* DESCRIPTION OF THE TASK: For this exercise, repeat all of the material verbatim apart from its images.

##### MATERIAL PROVIDED

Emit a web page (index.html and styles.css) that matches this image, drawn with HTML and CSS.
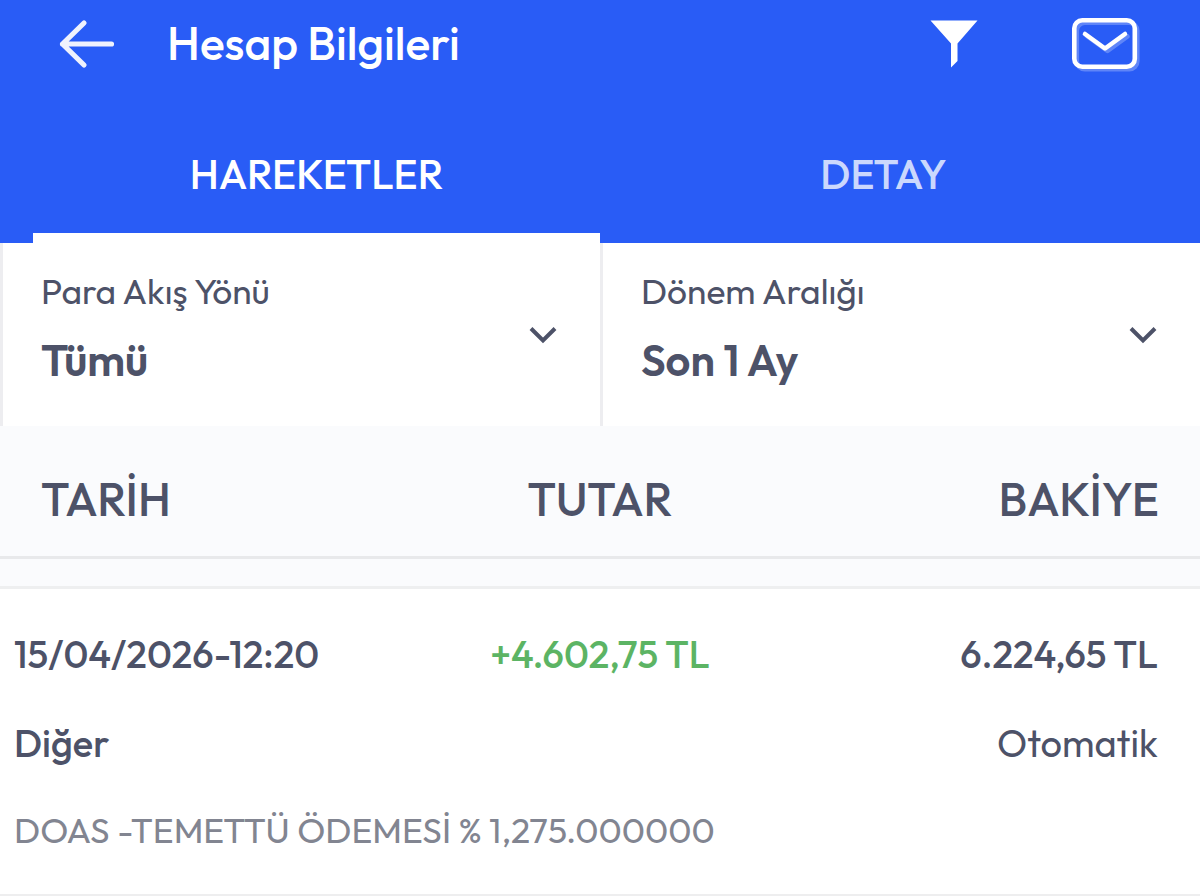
FILE: index.html
```
<!DOCTYPE html>
<html lang="tr">
<head>
    <meta charset="UTF-8">
    <meta name="viewport" content="width=device-width, initial-scale=1.0">
    <title>Hesap Bilgileri</title>
    <link rel="stylesheet" href="styles.css">
</head>
<body>
    <header class="header">
        <div class="app-bar">
            <svg class="back-icon" width="58" height="50" viewBox="0 0 58 50">
                <path d="M27 4 5.500 25 27 46M5.500 25H54.500" />
            </svg>
            <h1>Hesap Bilgileri</h1>
            <svg class="filter-icon" width="48" height="48" viewBox="0 0 48 48">
                <path d="M.5 .5H47.500L27.500 23.500V41L21 47.500V23.500Z" />
            </svg>
            <svg class="mail-icon" width="70" height="56" viewBox="0 0 70 56">
                <g class="mail-shadow" transform="translate(2.500 2.500)">
                    <rect x="4.300" y="4.300" width="60.500" height="46.500" rx="8" />
                    <path d="M15 18 35 32.500 55 18" />
                </g>
                <g>
                    <rect x="4.300" y="4.300" width="60.500" height="46.500" rx="8" />
                    <path d="M15 18 35 32.500 55 18" />
                </g>
            </svg>
        </div>
        <nav class="tabs">
            <div class="tab active">HAREKETLER</div>
            <div class="tab">DETAY</div>
        </nav>
    </header>

    <!-- Filters -->
    <section class="filters">
        <div class="filter">
            <div class="filter-text">
                <p class="filter-label">Para Akış Yönü</p>
                <p class="filter-value">Tümü</p>
            </div>
            <svg class="chevron" width="28" height="18" viewBox="0 0 28 18">
                <path d="M2 2.500 14 14.500 26 2.500" />
            </svg>
        </div>
        <div class="filter">
            <div class="filter-text">
                <p class="filter-label">Dönem Aralığı</p>
                <p class="filter-value">Son 1 Ay</p>
            </div>
            <svg class="chevron" width="28" height="18" viewBox="0 0 28 18">
                <path d="M2 2.500 14 14.500 26 2.500" />
            </svg>
        </div>
    </section>

    <!-- Column headings -->
    <section class="columns">
        <span>TARİH</span>
        <span class="col-amount">TUTAR</span>
        <span class="col-balance">BAKİYE</span>
    </section>

    <!-- Transactions -->
    <section class="transaction">
        <div class="row">
            <span>15/04/2026-12:20</span>
            <span class="amount">+4.602,75 TL</span>
            <span class="balance">6.224,65 TL</span>
        </div>
        <div class="row type-row">
            <span>Diğer</span>
            <span class="channel">Otomatik</span>
        </div>
        <p class="description">DOAS -TEMETTÜ ÖDEMESİ % 1,275.000000</p>
    </section>
</body>
</html>
```
FILE: styles.css
```
/* General Styling */
* {
    box-sizing: border-box;
}

body {
    margin: 0;
    font-family: Outfit, Lato, sans-serif;
    color: #4d5268;
    background-color: #fff;
    white-space: nowrap;
    overflow: hidden;
}

h1, p {
    margin: 0;
}

svg {
    display: block;
    flex: none;
    fill: none;
    stroke-linecap: round;
    stroke-linejoin: round;
}

/* Header */
.header {
    height: 243px;
    background-color: #295cf6;
    color: #fff;
}

.app-bar {
    display: flex;
    align-items: center;
    height: 87px;
    padding: 0 60px 0 57px;
}

.app-bar h1 {
    flex: 1;
    margin-left: 52px;
    padding-bottom: 2px;
    font-size: 46.2px;
    line-height: 54px;
    font-weight: 500;
}

.back-icon {
    stroke: #eff2fd;
    stroke-width: 5.2;
}

.filter-icon {
    margin-right: 92px;
    fill: #fff;
}

.mail-icon {
    stroke: #fff;
    stroke-width: 4.6;
}

.mail-shadow {
    opacity: 0.25;
}

/* Tabs */
.tabs {
    display: flex;
    height: 156px;
    padding: 0 33px;
}

.tab {
    flex: 1;
    padding-top: 62px;
    font-size: 40.8px;
    line-height: 51px;
    font-weight: 500;
    text-align: center;
    color: #cbd8fd;
}

.tab.active {
    color: #fff;
    border-bottom: 10px solid #fff;
}

/* Filters */
.filters {
    display: flex;
    height: 183px;
}

.filter {
    display: flex;
    flex: 1;
    justify-content: space-between;
    padding: 27px 43px 0 38px;
    border-left: 3px solid #ededf0;
}

.filter-label {
    font-size: 35.3px;
    line-height: 43px;
}

.filter-value {
    margin-top: 21px;
    font-size: 43.6px;
    line-height: 52px;
    font-weight: 600;
}

.chevron {
    margin-top: 56px;
    stroke: #4d5268;
    stroke-width: 4;
    stroke-linecap: butt;
    stroke-linejoin: miter;
}

/* Column Headings */
.columns {
    display: grid;
    grid-template-columns: repeat(3, 1fr);
    height: 133px;
    padding: 45px 41px 0;
    font-size: 46.2px;
    line-height: 56px;
    font-weight: 500;
    background-color: #fafbfd;
    border-bottom: 3px solid #e8e9eb;
}

.col-amount, .amount {
    text-align: center;
}

.col-balance, .balance, .channel {
    text-align: right;
}

/* Transactions */
.transaction {
    height: 337px;
    padding: 45px 42px 0 14px;
    background-color: #fff;
    border-top: 27px solid #fafbfd;
    border-bottom: 2px solid #eeeeef;
    box-shadow: inset 0 3px 0 #eeeff0;
}

.row {
    display: grid;
    grid-template-columns: 386px 400px 1fr;
    font-size: 38px;
    line-height: 46px;
    font-weight: 500;
}

.type-row {
    grid-template-columns: 1fr 1fr;
    margin-top: 43px;
}

.amount {
    color: #5cb464;
}

.channel {
    font-weight: 400;
}

.description {
    margin-top: 42px;
    font-size: 35.4px;
    line-height: 44px;
    color: #828591;
}
```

##########

* TASK RESPONSE:
Emit a web page (index.html and styles.css) that matches this image, drawn with HTML and CSS.
FILE: index.html
```
<!DOCTYPE html>
<html lang="tr">
<head>
    <meta charset="UTF-8">
    <meta name="viewport" content="width=device-width, initial-scale=1.0">
    <title>Hesap Bilgileri</title>
    <link rel="stylesheet" href="styles.css">
</head>
<body>
    <header class="header">
        <div class="app-bar">
            <svg class="back-icon" width="58" height="50" viewBox="0 0 58 50">
                <path d="M27 4 5.500 25 27 46M5.500 25H54.500" />
            </svg>
            <h1>Hesap Bilgileri</h1>
            <svg class="filter-icon" width="48" height="48" viewBox="0 0 48 48">
                <path d="M.5 .5H47.500L27.500 23.500V41L21 47.500V23.500Z" />
            </svg>
            <svg class="mail-icon" width="70" height="56" viewBox="0 0 70 56">
                <g class="mail-shadow" transform="translate(2.500 2.500)">
                    <rect x="4.300" y="4.300" width="60.500" height="46.500" rx="8" />
                    <path d="M15 18 35 32.500 55 18" />
                </g>
                <g>
                    <rect x="4.300" y="4.300" width="60.500" height="46.500" rx="8" />
                    <path d="M15 18 35 32.500 55 18" />
                </g>
            </svg>
        </div>
        <nav class="tabs">
            <div class="tab active">HAREKETLER</div>
            <div class="tab">DETAY</div>
        </nav>
    </header>

    <!-- Filters -->
    <section class="filters">
        <div class="filter">
            <div class="filter-text">
                <p class="filter-label">Para Akış Yönü</p>
                <p class="filter-value">Tümü</p>
            </div>
            <svg class="chevron" width="28" height="18" viewBox="0 0 28 18">
                <path d="M2 2.500 14 14.500 26 2.500" />
            </svg>
        </div>
        <div class="filter">
            <div class="filter-text">
                <p class="filter-label">Dönem Aralığı</p>
                <p class="filter-value">Son 1 Ay</p>
            </div>
            <svg class="chevron" width="28" height="18" viewBox="0 0 28 18">
                <path d="M2 2.500 14 14.500 26 2.500" />
            </svg>
        </div>
    </section>

    <!-- Column headings -->
    <section class="columns">
        <span>TARİH</span>
        <span class="col-amount">TUTAR</span>
        <span class="col-balance">BAKİYE</span>
    </section>

    <!-- Transactions -->
    <section class="transaction">
        <div class="row">
            <span>15/04/2026-12:20</span>
            <span class="amount">+4.602,75 TL</span>
            <span class="balance">6.224,65 TL</span>
        </div>
        <div class="row type-row">
            <span>Diğer</span>
            <span class="channel">Otomatik</span>
        </div>
        <p class="description">DOAS -TEMETTÜ ÖDEMESİ % 1,275.000000</p>
    </section>
</body>
</html>
```
FILE: styles.css
```
/* General Styling */
* {
    box-sizing: border-box;
}

body {
    margin: 0;
    font-family: Outfit, Lato, sans-serif;
    color: #4d5268;
    background-color: #fff;
    white-space: nowrap;
    overflow: hidden;
}

h1, p {
    margin: 0;
}

svg {
    display: block;
    flex: none;
    fill: none;
    stroke-linecap: round;
    stroke-linejoin: round;
}

/* Header */
.header {
    height: 243px;
    background-color: #295cf6;
    color: #fff;
}

.app-bar {
    display: flex;
    align-items: center;
    height: 87px;
    padding: 0 60px 0 57px;
}

.app-bar h1 {
    flex: 1;
    margin-left: 52px;
    padding-bottom: 2px;
    font-size: 46.2px;
    line-height: 54px;
    font-weight: 500;
}

.back-icon {
    stroke: #eff2fd;
    stroke-width: 5.2;
}

.filter-icon {
    margin-right: 92px;
    fill: #fff;
}

.mail-icon {
    stroke: #fff;
    stroke-width: 4.6;
}

.mail-shadow {
    opacity: 0.25;
}

/* Tabs */
.tabs {
    display: flex;
    height: 156px;
    padding: 0 33px;
}

.tab {
    flex: 1;
    padding-top: 62px;
    font-size: 40.8px;
    line-height: 51px;
    font-weight: 500;
    text-align: center;
    color: #cbd8fd;
}

.tab.active {
    color: #fff;
    border-bottom: 10px solid #fff;
}

/* Filters */
.filters {
    display: flex;
    height: 183px;
}

.filter {
    display: flex;
    flex: 1;
    justify-content: space-between;
    padding: 27px 43px 0 38px;
    border-left: 3px solid #ededf0;
}

.filter-label {
    font-size: 35.3px;
    line-height: 43px;
}

.filter-value {
    margin-top: 21px;
    font-size: 43.6px;
    line-height: 52px;
    font-weight: 600;
}

.chevron {
    margin-top: 56px;
    stroke: #4d5268;
    stroke-width: 4;
    stroke-linecap: butt;
    stroke-linejoin: miter;
}

/* Column Headings */
.columns {
    display: grid;
    grid-template-columns: repeat(3, 1fr);
    height: 133px;
    padding: 45px 41px 0;
    font-size: 46.2px;
    line-height: 56px;
    font-weight: 500;
    background-color: #fafbfd;
    border-bottom: 3px solid #e8e9eb;
}

.col-amount, .amount {
    text-align: center;
}

.col-balance, .balance, .channel {
    text-align: right;
}

/* Transactions */
.transaction {
    height: 337px;
    padding: 45px 42px 0 14px;
    background-color: #fff;
    border-top: 27px solid #fafbfd;
    border-bottom: 2px solid #eeeeef;
    box-shadow: inset 0 3px 0 #eeeff0;
}

.row {
    display: grid;
    grid-template-columns: 386px 400px 1fr;
    font-size: 38px;
    line-height: 46px;
    font-weight: 500;
}

.type-row {
    grid-template-columns: 1fr 1fr;
    margin-top: 43px;
}

.amount {
    color: #5cb464;
}

.channel {
    font-weight: 400;
}

.description {
    margin-top: 42px;
    font-size: 35.4px;
    line-height: 44px;
    color: #828591;
}
```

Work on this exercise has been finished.